# DIRECTION:
Leaving the pictures aside, transcribe every line below exactly.
# start of DATA EXTRACT
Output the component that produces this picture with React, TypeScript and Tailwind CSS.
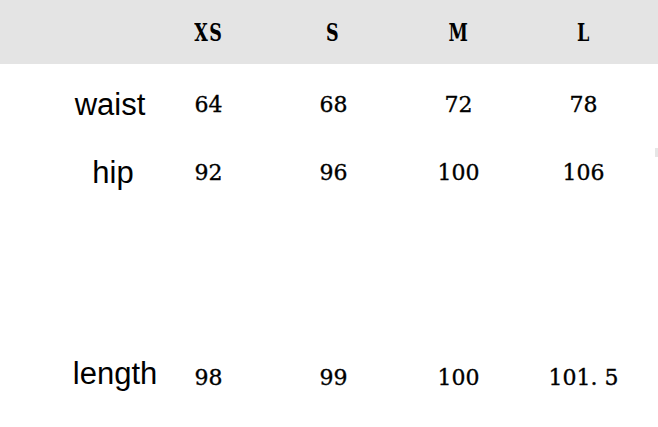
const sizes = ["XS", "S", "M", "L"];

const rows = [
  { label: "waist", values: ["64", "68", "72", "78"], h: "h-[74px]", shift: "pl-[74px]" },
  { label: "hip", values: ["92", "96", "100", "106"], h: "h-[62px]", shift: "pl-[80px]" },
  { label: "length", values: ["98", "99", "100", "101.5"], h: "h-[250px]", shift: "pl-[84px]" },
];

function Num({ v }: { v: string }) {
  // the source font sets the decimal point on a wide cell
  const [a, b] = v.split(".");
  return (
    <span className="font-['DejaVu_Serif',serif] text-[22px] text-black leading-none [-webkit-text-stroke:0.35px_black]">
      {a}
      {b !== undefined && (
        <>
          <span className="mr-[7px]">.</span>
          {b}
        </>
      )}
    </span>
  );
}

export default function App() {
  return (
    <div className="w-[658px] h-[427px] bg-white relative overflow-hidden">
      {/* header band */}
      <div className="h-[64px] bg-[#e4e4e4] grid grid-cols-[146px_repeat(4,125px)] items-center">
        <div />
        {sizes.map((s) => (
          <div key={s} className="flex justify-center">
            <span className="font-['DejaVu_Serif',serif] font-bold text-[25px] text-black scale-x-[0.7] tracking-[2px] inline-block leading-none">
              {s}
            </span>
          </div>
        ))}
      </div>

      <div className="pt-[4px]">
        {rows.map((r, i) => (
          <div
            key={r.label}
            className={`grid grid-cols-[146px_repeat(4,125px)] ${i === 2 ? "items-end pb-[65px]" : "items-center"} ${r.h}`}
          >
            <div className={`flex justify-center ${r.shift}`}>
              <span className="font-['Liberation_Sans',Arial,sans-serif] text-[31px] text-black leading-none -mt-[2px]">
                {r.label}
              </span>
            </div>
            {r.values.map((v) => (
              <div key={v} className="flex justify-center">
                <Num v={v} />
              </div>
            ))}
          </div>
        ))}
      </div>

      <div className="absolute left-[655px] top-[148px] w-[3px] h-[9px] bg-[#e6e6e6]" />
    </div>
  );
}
# end of DATA EXTRACT
# PROBLEM SOLUTION:
Output the component that produces this picture with React, TypeScript and Tailwind CSS.
const sizes = ["XS", "S", "M", "L"];

const rows = [
  { label: "waist", values: ["64", "68", "72", "78"], h: "h-[74px]", shift: "pl-[74px]" },
  { label: "hip", values: ["92", "96", "100", "106"], h: "h-[62px]", shift: "pl-[80px]" },
  { label: "length", values: ["98", "99", "100", "101.5"], h: "h-[250px]", shift: "pl-[84px]" },
];

function Num({ v }: { v: string }) {
  // the source font sets the decimal point on a wide cell
  const [a, b] = v.split(".");
  return (
    <span className="font-['DejaVu_Serif',serif] text-[22px] text-black leading-none [-webkit-text-stroke:0.35px_black]">
      {a}
      {b !== undefined && (
        <>
          <span className="mr-[7px]">.</span>
          {b}
        </>
      )}
    </span>
  );
}

export default function App() {
  return (
    <div className="w-[658px] h-[427px] bg-white relative overflow-hidden">
      {/* header band */}
      <div className="h-[64px] bg-[#e4e4e4] grid grid-cols-[146px_repeat(4,125px)] items-center">
        <div />
        {sizes.map((s) => (
          <div key={s} className="flex justify-center">
            <span className="font-['DejaVu_Serif',serif] font-bold text-[25px] text-black scale-x-[0.7] tracking-[2px] inline-block leading-none">
              {s}
            </span>
          </div>
        ))}
      </div>

      <div className="pt-[4px]">
        {rows.map((r, i) => (
          <div
            key={r.label}
            className={`grid grid-cols-[146px_repeat(4,125px)] ${i === 2 ? "items-end pb-[65px]" : "items-center"} ${r.h}`}
          >
            <div className={`flex justify-center ${r.shift}`}>
              <span className="font-['Liberation_Sans',Arial,sans-serif] text-[31px] text-black leading-none -mt-[2px]">
                {r.label}
              </span>
            </div>
            {r.values.map((v) => (
              <div key={v} className="flex justify-center">
                <Num v={v} />
              </div>
            ))}
          </div>
        ))}
      </div>

      <div className="absolute left-[655px] top-[148px] w-[3px] h-[9px] bg-[#e6e6e6]" />
    </div>
  );
}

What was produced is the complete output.